くらし

【春日俊彰さん】お財布、見せてもらっていいですか?

  • 撮影・岩本慶三

糸がほどけて一枚の革にならない限り、財布も使い続けます。

お笑い芸人 春日俊彰さん

芸能界きっての、ユニークな倹約家として知られる、春日俊彰さん。数々の逸話は、伝説ともいえる領域に。
「飴を溶かしてジュースを作るとか、牛丼を買ってきて5回くらいに分けて食べるとか、ですね。以前は必然的にそれをやらないと生きていけない状況だったので。けど、苦じゃなかったですね、もともとそういうの好きなんで」
ジュースがなくても、飴があれば水に溶かせばよいと思いつき、来客に出したところ、「おかしいだろう」と指摘され、初めて気づいたということも。
「自分では普通だと思っていても、他人からは変だと指摘されることが多い。以前、好きな漫画のシリーズをブックオフの100円コーナーだけで集めたことがあって。300円で買うと損した気分になるので、あちらこちらの店をめぐって探し、6年かかりました。最後の一巻が見つかった時はうれしかったですね。後輩にその話をしたら『6年分の労力と時間を考えたら、300円で買ったほうがいい』と言われて」

自分の労力をお金に換算しないし、目の前の金額、数字しか見ていないので、よくよく考えたら損しているということは、今までたくさんあった。
「ぱっと買い物できないんです。整髪料ひとつでも知りうる限りのドラッグストアをまわって、すべてのブランドを見比べてから買う。サイズもどれがお得か、1gいくらまで計算して。前に、それであっという間に1時間くらいたっていて。店の外に出たら、止めていた原付のハンドルにかけてあった買い物袋が盗まれていたことがありました。その店に入るまでに買ったものすべてが入っていたので、さすがに声を荒らげましたけど。おいっ!って」

そうまでして無駄なお金を使わずにいても、貯蓄が目的ではないというのも、またユニークな感覚だ。そのものの価値に見合ってないお金を使いたくない、純粋にそれだけなのだという。
「風呂なしの部屋に18年住んでいるけど、風呂ありを近所で探すと今より3万円くらい高くなる。でも“毎日風呂に入ること”に、それだけの価値はないと思うんですよ。ジムやテレビ局で週に半分入れているから充分。あと300円プラスで風呂ありになると言われたら、絶対に引っ越しますけど」

そして、基本的に機能が失われるまで、物は使い続けるという。
「財布も全部ほどけてばらばらになって一枚の革にならない限りは使い続けますね。愛着のあるなしでなく、新しいものを買うという発想がないんです。でも、ブランド品も考え方によるかな。やっぱり丈夫で長く持つので、今から死ぬまで50年くらい使えば、10万円のお財布も年に数千円とかになるし」

いつかはそうした「よいものの価値がわかる大人」になりたいと思うが、今は倹約マニアの自分を楽しんでいるのかもしれない、と分析している。
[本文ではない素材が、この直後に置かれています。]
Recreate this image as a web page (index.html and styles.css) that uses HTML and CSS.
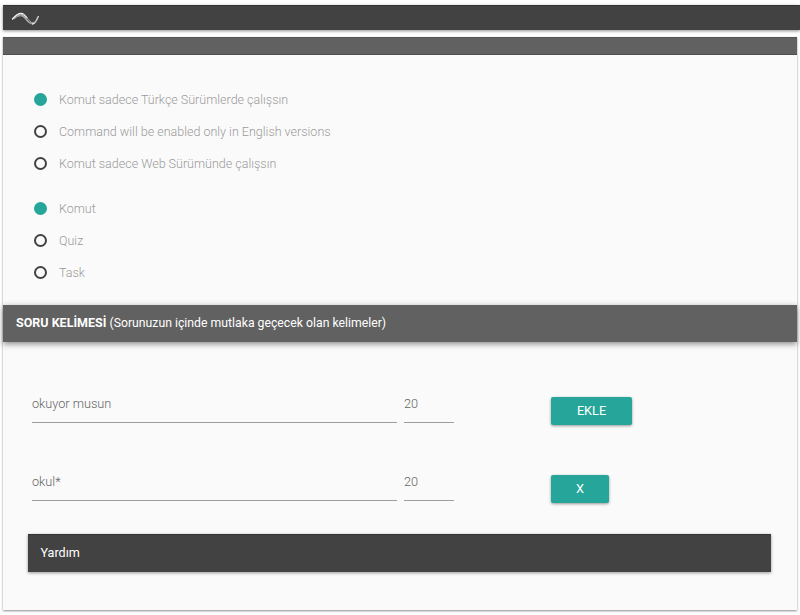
FILE: index.html
```html
<!DOCTYPE html>
<html lang="tr">
<head>
<meta charset="utf-8">
<title>Soru Kelimesi</title>
<link rel="stylesheet" href="styles.css">
</head>
<body>
<header class="topbar">
  <svg class="logo" width="27" height="13" viewBox="0 0 27 13" fill="none" stroke-width="0.9">
    <path stroke="#f5f5f5" stroke-width="1.4" d="M0 7.500C3 4 6 1 9.500 1.500C12 2 13.500 4 15 6"/>
    <path stroke="#c4c4c4" d="M2 7C5 4.500 7.500 2.500 10 3C13 4 15 9 18 11"/>
    <path stroke="#b0b0b0" d="M5 4.500C7.500 3.500 10 3.500 12 5.500C14 7.500 16 11 19.500 11.500"/>
    <path stroke="#b0b0b0" d="M8 2C11 3 13 6 15 8.500C17 10.500 19 12 21 12"/>
    <path stroke="#c4c4c4" d="M11 2C14 3.500 16 7.500 18 9.500C20 11 22 11.500 23 10.500"/>
    <path stroke="#e0e0e0" stroke-width="1.3" d="M20 12C23 12 25 8 26.500 4"/>
    <path stroke="#b0b0b0" d="M22 11C24 9.500 25 7 25.500 5"/>
  </svg>
</header>
<main class="panel">
  <div class="panel-head"></div>
  <section class="options">
    <div class="group">
      <div class="radio-row"><span class="radio on"></span><span class="label">Komut sadece Türkçe Sürümlerde çalışsın</span></div>
      <div class="radio-row"><span class="radio"></span><span class="label">Command will be enabled only in English versions</span></div>
      <div class="radio-row"><span class="radio"></span><span class="label">Komut sadece Web Sürümünde çalışsın</span></div>
    </div>
    <div class="group">
      <div class="radio-row"><span class="radio on"></span><span class="label">Komut</span></div>
      <div class="radio-row"><span class="radio"></span><span class="label">Quiz</span></div>
      <div class="radio-row"><span class="radio"></span><span class="label">Task</span></div>
    </div>
  </section>
  <div class="section-head"><b>SORU KELİMESİ</b> (Sorunuzun içinde mutlaka geçecek olan kelimeler)</div>
  <section class="words">
    <div class="word-row">
      <div class="field field-word">okuyor musun</div>
      <div class="field field-num">20</div>
      <button class="btn btn-add">EKLE</button>
    </div>
    <div class="word-row">
      <div class="field field-word">okul*</div>
      <div class="field field-num">20</div>
      <button class="btn btn-del">X</button>
    </div>
  </section>
  <div class="help">Yardım</div>
</main>
</body>
</html>
```
FILE: styles.css
```css
* { box-sizing: border-box; }
html, body { height: 100%; }
body {
  margin: 0;
  padding: 5px 0 4px 3px;
  background: #fff;
  font-family: Roboto, "Noto Sans", sans-serif;
  font-size: 13px;
  overflow: hidden;
}
.topbar {
  height: 25px;
  background: #424242;
  border-top: 1px solid #333;
  box-shadow: 0 1px 3px rgba(0,0,0,.45);
  display: flex;
  align-items: center;
  padding-left: 9px;
}
.panel {
  margin-top: 7px;
  margin-right: 3px;
  height: 573px;
  background: #fafafa;
  box-shadow: 0 1px 2px rgba(0,0,0,.45);
  display: flex;
  flex-direction: column;
}
.panel-head {
  height: 18px;
  flex: none;
  background: #616161;
  border-bottom: 1px solid #4d4d4d;
  border-top: 1px solid #555;
}
.options {
  height: 250px;
  flex: none;
  padding: 28px 0 0 31px;
  display: flex;
  flex-direction: column;
  gap: 13px;
}
.radio-row {
  height: 32px;
  display: flex;
  align-items: center;
  gap: 12px;
  color: #9a9a9a;
  font-size: 12.5px;
  font-weight: 300;
  line-height: 16px;
}
.label { padding-top: 2px; }
.radio {
  width: 13px;
  height: 13px;
  border-radius: 50%;
  border: 2px solid #424242;
  flex: none;
}
.radio.on {
  border-color: #26a69a;
  background: #26a69a;
}
.section-head {
  height: 37px;
  flex: none;
  background: #616161;
  color: #fff;
  font-size: 12.25px;
  line-height: 35px;
  padding-left: 13px;
  box-shadow: 0 2px 6px rgba(0,0,0,.45);
}
.section-head b { font-weight: 700; font-size: 12.5px; }
.words {
  height: 192px;
  flex: none;
  padding: 43px 0 0 29px;
  display: flex;
  flex-direction: column;
  gap: 40px;
}
.word-row {
  height: 38px;
  display: flex;
  align-items: flex-start;
}
.field {
  height: 38px;
  border-bottom: 1px solid #9e9e9e;
  color: #666;
  font-size: 12.7px;
  font-weight: 300;
  line-height: 38px;
}
.field-word { width: 365px; }
.field-num { width: 50px; margin-left: 7px; }
.btn {
  height: 28px;
  margin-left: 97px;
  margin-top: 12px;
  border: 0;
  border-radius: 2px;
  background: #26a69a;
  color: #fff;
  font: 400 12.7px Roboto, sans-serif;
  line-height: 26px;
  box-shadow: 0 1px 3px rgba(0,0,0,.4);
  padding: 0 0 1px 0;
}
.btn-add { width: 81px; }
.btn-del { width: 58px; }
.help {
  margin: 0 26px 0 25px;
  height: 38px;
  flex: none;
  background: #424242;
  border-top: 1px solid #333;
  color: #fff;
  font-size: 12.6px;
  line-height: 36px;
  padding-left: 12.5px;
  box-shadow: 0 1px 3px rgba(0,0,0,.4);
}
```
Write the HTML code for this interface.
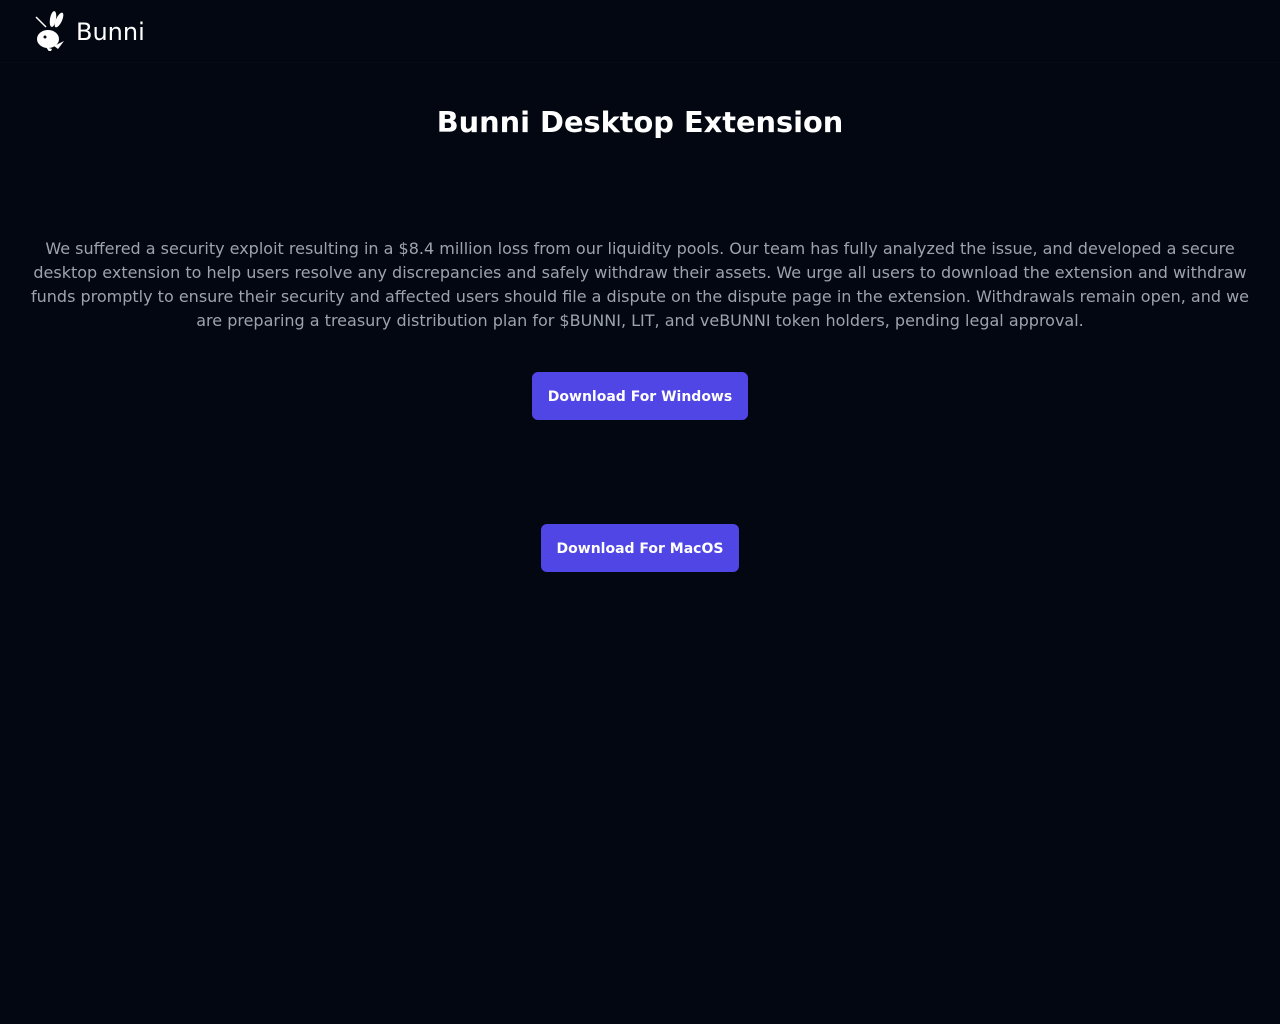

今の財布は7〜8年くらい使っている。前の財布は小銭入れが破れてガムテープで留めていたが、それを見かねた人がくれたものだそう。
今の財布は7〜8年くらい使っている。前の財布は小銭入れが破れてガムテープで留めていたが、それを見かねた人がくれたものだそう。

春日俊彰(かすが・としあき)●お笑い芸人。埼玉県生まれ。「オードリー」ボケ担当。TBS『炎の体育会TV』、日本テレビ『スクール革命!』、テレビ朝日『ロボット旅』などに出演。